Spokane police opened up a new front in the war against gambling. They were cracking down on baseball betting pools operated in cigar stores and billiard parlors.

“As this is a bookmaking proposition, it is being stopped,” said Martin J. Burns, captain of detectives.

He said baseball pools had started up in Spokane after it had become a craze in Butte.

“Two resorts in Butte had been doing a land office business with as much as $2,500 in the pot for one day, Burns said.

“Everybody seemed to take tickets in the game. Two 14-year-old boys, after paying 25 cents for a couple of tickets, walked away from one place with $1,000.

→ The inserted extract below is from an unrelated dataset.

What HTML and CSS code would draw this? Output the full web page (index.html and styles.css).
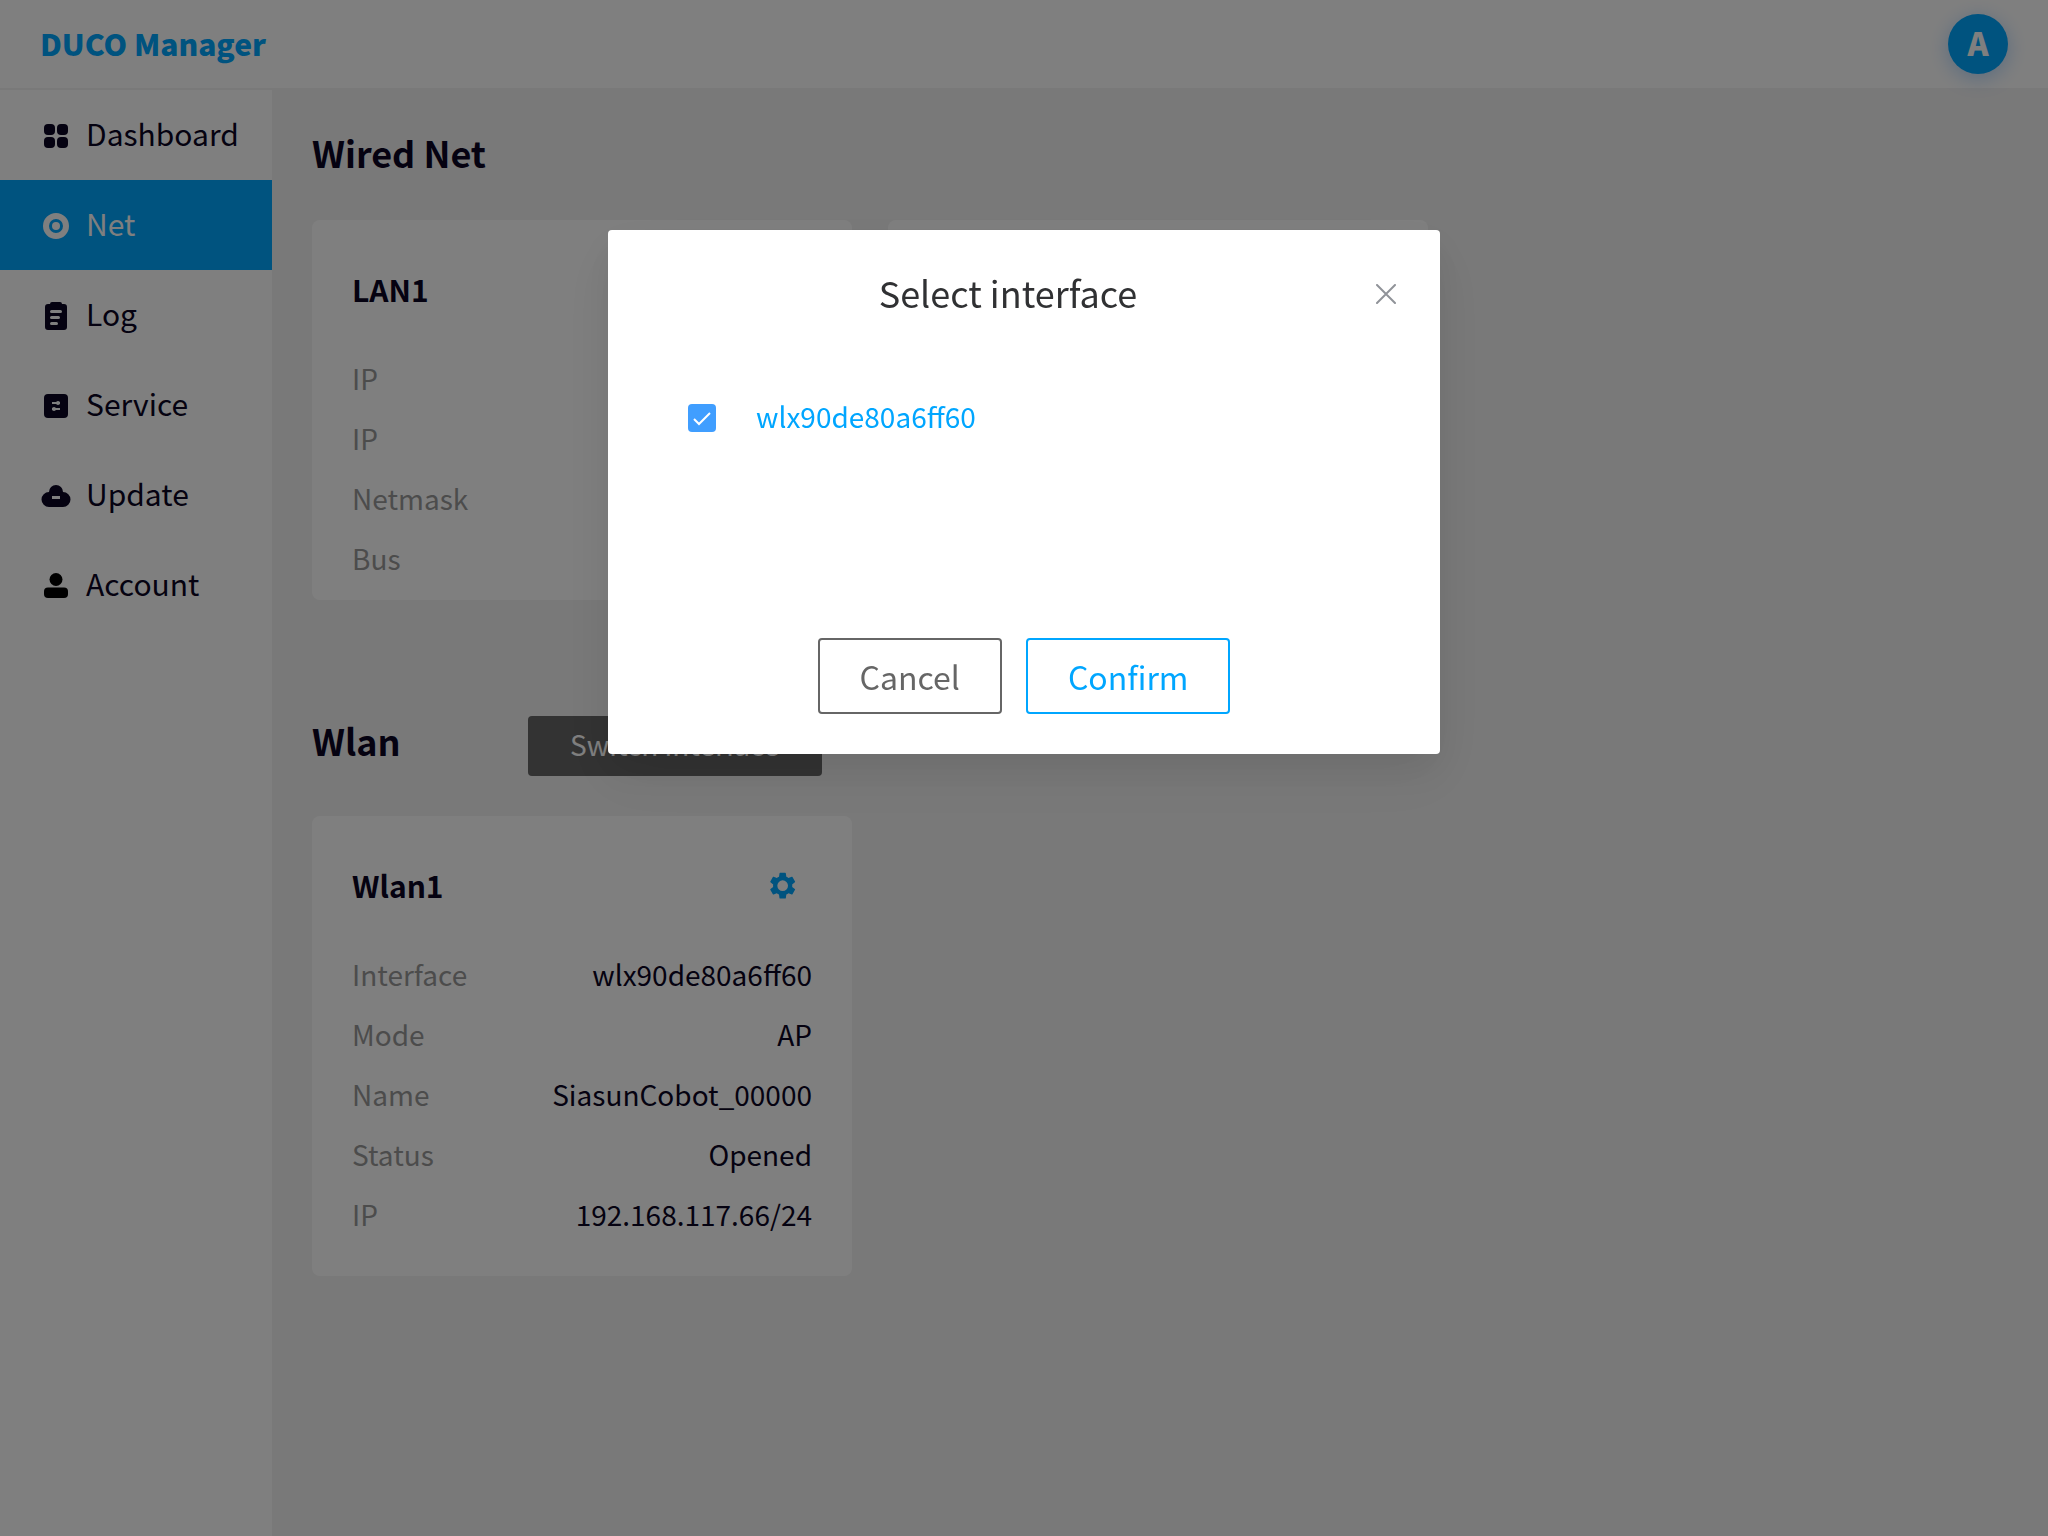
FILE: index.html
```html
<!DOCTYPE html>
<html lang="en">
<head>
<meta charset="utf-8">
<meta name="viewport" content="width=device-width, initial-scale=1">
<title>DUCO Manager</title>
<link rel="stylesheet" href="styles.css">
</head>
<body>
<div class="app">
  <header class="header">
    <a class="brand" href="#">DUCO Manager</a>
    <button class="avatar" type="button" aria-label="Account menu">A</button>
  </header>
  <div class="body">
    <nav class="sidebar">
      <a class="nav-item" href="#">
        <svg class="nav-icon" viewBox="0 0 28 28"><rect x="2" y="3" width="11" height="11" rx="4"/><rect x="15" y="3" width="11" height="11" rx="4"/><rect x="2" y="16" width="11" height="11" rx="4"/><rect x="15" y="16" width="11" height="11" rx="4"/></svg>
        <span class="nav-label">Dashboard</span>
      </a>
      <a class="nav-item nav-item--active" href="#">
        <svg class="nav-icon" viewBox="0 0 28 28"><circle cx="14" cy="15" r="10" fill="none" stroke="currentColor" stroke-width="6"/><circle cx="14" cy="15" r="4"/></svg>
        <span class="nav-label">Net</span>
      </a>
      <a class="nav-item" href="#">
        <svg class="nav-icon" viewBox="0 0 28 28"><path fill-rule="evenodd" d="M8 3q0-2 2-2h8q2 0 2 2h2q3 0 3 3v20q0 3-3 3H6q-3 0-3-3V6q0-3 3-3zM9.500 9a1.500 1.500 0 0 0 0 3h9a1.500 1.500 0 0 0 0-3zM9.500 15a1.500 1.500 0 0 0 0 3h7a1.500 1.500 0 0 0 0-3zM9.500 21a1.500 1.500 0 0 0 0 3h5a1.500 1.500 0 0 0 0-3z"/></svg>
        <span class="nav-label">Log</span>
      </a>
      <a class="nav-item" href="#">
        <svg class="nav-icon" viewBox="0 0 28 28"><rect x="2" y="3" width="24" height="24" rx="4"/><g fill="#fff"><rect x="10" y="11" width="8" height="2"/><circle cx="16" cy="12" r="2"/><rect x="10" y="17" width="8" height="2"/><circle cx="12" cy="18" r="2"/></g></svg>
        <span class="nav-label">Service</span>
      </a>
      <a class="nav-item" href="#">
        <svg class="nav-icon" viewBox="0 0 28 28"><path fill-rule="evenodd" d="M7 11a7 7 0 0 1 14 0a7.500 7.500 0 0 1 0 15H7a7.500 7.500 0 0 1 0-15zM10 15v3h8v-3z"/></svg>
        <span class="nav-label">Update</span>
      </a>
      <a class="nav-item" href="#">
        <svg class="nav-icon nav-icon--black" viewBox="0 0 28 28"><circle cx="14" cy="8.500" r="6.500"/><rect x="2" y="16.500" width="24" height="10.500" rx="4"/></svg>
        <span class="nav-label">Account</span>
      </a>
    </nav>
    <main class="content">
      <section>
        <div class="section-head"><h2 class="section-title">Wired Net</h2></div>
        <div class="cards">
          <article class="card card--wired">
            <div class="card-head"><h3 class="card-title">LAN1</h3></div>
            <dl class="props">
              <div class="prop"><dt>IP</dt><dd></dd></div>
              <div class="prop"><dt>IP</dt><dd></dd></div>
              <div class="prop"><dt>Netmask</dt><dd></dd></div>
              <div class="prop"><dt>Bus</dt><dd></dd></div>
            </dl>
          </article>
          <article class="card card--wired"></article>
        </div>
      </section>
      <section>
        <div class="section-head section-head--wlan">
          <h2 class="section-title">Wlan</h2>
          <button class="switch-btn" type="button">Switch interface</button>
        </div>
        <div class="cards">
          <article class="card">
            <div class="card-head">
              <h3 class="card-title">Wlan1</h3>
              <button class="gear-btn" type="button" aria-label="Settings">
                <svg class="gear" viewBox="1 1 21 21"><path d="M19.140 12.940c.040-.300.060-.610.060-.940 0-.320-.020-.640-.070-.940l2.030-1.580c.180-.140.230-.410.120-.610l-1.920-3.320c-.120-.220-.370-.290-.590-.220l-2.390.960c-.500-.380-1.030-.700-1.620-.940l-.360-2.540c-.040-.240-.240-.410-.480-.410h-3.840c-.240 0-.430.170-.470.410l-.360 2.540c-.590.240-1.130.570-1.620.940l-2.390-.960c-.220-.080-.470 0-.590.220L2.740 8.870c-.120.210-.080.470.120.610l2.030 1.580c-.050.300-.090.630-.090.940s.020.640.070.940l-2.030 1.580c-.180.140-.230.410-.120.610l1.920 3.320c.120.220.370.290.590.220l2.390-.960c.500.380 1.030.700 1.620.940l.360 2.540c.050.240.240.410.480.410h3.840c.240 0 .440-.170.470-.410l.360-2.540c.590-.240 1.130-.560 1.620-.940l2.390.960c.220.080.470 0 .590-.220l1.920-3.320c.120-.220.070-.470-.120-.610zM12 16a4 4 0 1 1 0-8 4 4 0 0 1 0 8z"/></svg>
              </button>
            </div>
            <dl class="props">
              <div class="prop"><dt>Interface</dt><dd>wlx90de80a6ff60</dd></div>
              <div class="prop"><dt>Mode</dt><dd>AP</dd></div>
              <div class="prop"><dt>Name</dt><dd>SiasunCobot_00000</dd></div>
              <div class="prop"><dt>Status</dt><dd>Opened</dd></div>
              <div class="prop"><dt>IP</dt><dd>192.168.117.66/24</dd></div>
            </dl>
          </article>
        </div>
      </section>
    </main>
  </div>
</div>

<div class="overlay">
  <div class="dialog" role="dialog" aria-modal="true" aria-labelledby="dialog-title">
    <div class="dialog-head">
      <h2 class="dialog-title" id="dialog-title">Select interface</h2>
      <button class="dialog-close" type="button" aria-label="Close">
        <svg class="close-icon" viewBox="0 0 20 20"><path d="M1 1l18 18M19 1L1 19" fill="none" stroke="currentColor" stroke-width="2" stroke-linecap="round"/></svg>
      </button>
    </div>
    <div class="dialog-body">
      <label class="option"><input class="option-box" type="checkbox" checked><span class="option-label">wlx90de80a6ff60</span></label>
    </div>
    <div class="dialog-foot">
      <button class="btn" type="button">Cancel</button>
      <button class="btn btn--primary" type="button">Confirm</button>
    </div>
  </div>
</div>
</body>
</html>
```
FILE: styles.css
```css
:root {
  --blue: #00a6ff;
  --ink: #0a0423;
  --muted: #999;
  --gray: #666;
}

* { box-sizing: border-box; }

body,
h2,
h3,
dl,
dd {
  margin: 0;
}

body,
button {
  font-family: "Noto Sans CJK SC", sans-serif;
}

body {
  color: var(--ink);
  background: #f2f2f2;
}

a { text-decoration: none; }

button {
  padding: 0;
  border: 0;
  background: none;
  cursor: pointer;
}

.app {
  display: flex;
  flex-direction: column;
  min-height: 100vh;
}

.header {
  display: flex;
  align-items: center;
  justify-content: space-between;
  height: 90px;
  padding: 0 40px;
  background: #fff;
  border-bottom: 2px solid #f2f2f2;
}

.brand {
  padding-bottom: 2px;
  color: var(--blue);
  font-size: 30px;
  font-weight: 900;
  line-height: 44px;
}

.avatar {
  width: 60px;
  height: 60px;
  padding-bottom: 4px;
  border-radius: 50%;
  background: var(--blue);
  box-shadow: 0 4px 20px rgba(0, 122, 255, 0.3);
  color: #fff;
  font-size: 32px;
  font-weight: 900;
  line-height: 56px;
}

.body {
  display: flex;
  flex: 1;
}

.sidebar {
  flex: none;
  width: 272px;
  background: #fff;
}

.nav-item {
  display: flex;
  align-items: center;
  gap: 16px;
  height: 90px;
  padding: 0 42px;
  color: var(--ink);
  font-size: 30px;
  line-height: 44px;
}

.nav-item--active {
  background: var(--blue);
  color: #fff;
}

.nav-icon {
  flex: none;
  width: 28px;
  height: 28px;
  fill: currentColor;
  overflow: visible;
}

.nav-icon--black { color: #000; }

.nav-label { padding-bottom: 4px; }

.content {
  flex: 1;
  padding: 0 40px;
}

.section-head {
  display: flex;
  align-items: center;
  height: 130px;
  padding-bottom: 4px;
}

.section-head--wlan {
  align-items: flex-start;
  gap: 127px;
  height: 216px;
  padding: 116px 0 0;
}

.section-title {
  padding-bottom: 2px;
  font-size: 36px;
  font-weight: 700;
  line-height: 48px;
}

.cards {
  display: flex;
  gap: 36px;
}

.card {
  width: 540px;
  padding: 0 40px 32px;
  border-radius: 8px;
  background: #fff;
}

.card--wired { padding-bottom: 12px; }

.card-head {
  display: flex;
  align-items: center;
  justify-content: space-between;
  height: 128px;
  padding: 10px 16px 0 0;
}

.card-title {
  font-size: 30px;
  font-weight: 700;
  line-height: 44px;
}

.gear {
  display: block;
  width: 28px;
  height: 28px;
  fill: var(--blue);
}

.prop {
  display: flex;
  justify-content: space-between;
  font-size: 28px;
  line-height: 60px;
}

.prop dt { color: var(--muted); }

.switch-btn {
  width: 294px;
  height: 60px;
  padding-bottom: 4px;
  border-radius: 4px;
  background: var(--gray);
  color: #fff;
  font-size: 28px;
  line-height: 56px;
}

.overlay {
  position: fixed;
  inset: 0;
  padding-top: 15vh;
  background: rgba(0, 0, 0, 0.5);
}

.dialog {
  width: 832px;
  max-width: 100%;
  margin: 0 auto;
  padding: 40px;
  border-radius: 4px;
  background: #fff;
  box-shadow: 0 24px 64px 8px rgba(0, 0, 0, 0.04), 0 16px 40px rgba(0, 0, 0, 0.08);
}

.dialog-head {
  display: flex;
  align-items: center;
  height: 48px;
}

.dialog-title {
  flex: 1;
  padding-bottom: 4px;
  color: #303133;
  font-size: 36px;
  font-weight: 400;
  line-height: 44px;
  text-align: center;
}

.dialog-close {
  display: flex;
  justify-content: flex-end;
  width: 32px;
  padding-right: 4px;
  color: #909399;
}

.close-icon {
  width: 20px;
  height: 20px;
}

.dialog-body {
  min-height: 320px;
  padding: 70px 40px 0;
}

.option {
  display: flex;
  align-items: center;
  gap: 40px;
  color: var(--blue);
  font-size: 28px;
  line-height: 56px;
}

.option-label { padding-bottom: 4px; }

.option-box {
  appearance: none;
  width: 28px;
  height: 28px;
  margin: 0;
  border-radius: 4px;
  background: #409eff url("data:image/svg+xml,%3Csvg xmlns='http://www.w3.org/2000/svg' viewBox='0 0 28 28'%3E%3Cpath d='M6 15l5 5L22 9' fill='none' stroke='white' stroke-width='2'/%3E%3C/svg%3E");
}

.dialog-foot {
  display: flex;
  justify-content: center;
  gap: 24px;
}

.btn {
  height: 76px;
  padding: 0 40px;
  border: 2px solid var(--gray);
  border-radius: 4px;
  color: var(--gray);
  font-size: 32px;
  line-height: 72px;
}

.btn--primary {
  border-color: var(--blue);
  color: var(--blue);
}
```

“… It is said that doctors, lawyers, businessmen, women and children, and even some preachers, were putting in 25 cents each day.”

Burns was determined to nip this business in the bud.

From the strike beat: The Milwaukee Road, Union Pacific and Great Northern railways escalated their campaign against the 1,600 striking shop workers in Spokane when they announced the strikers’ jobs would be “filled as rapidly as possible.”

They “threw open the doors to nonunion men and union men alike.”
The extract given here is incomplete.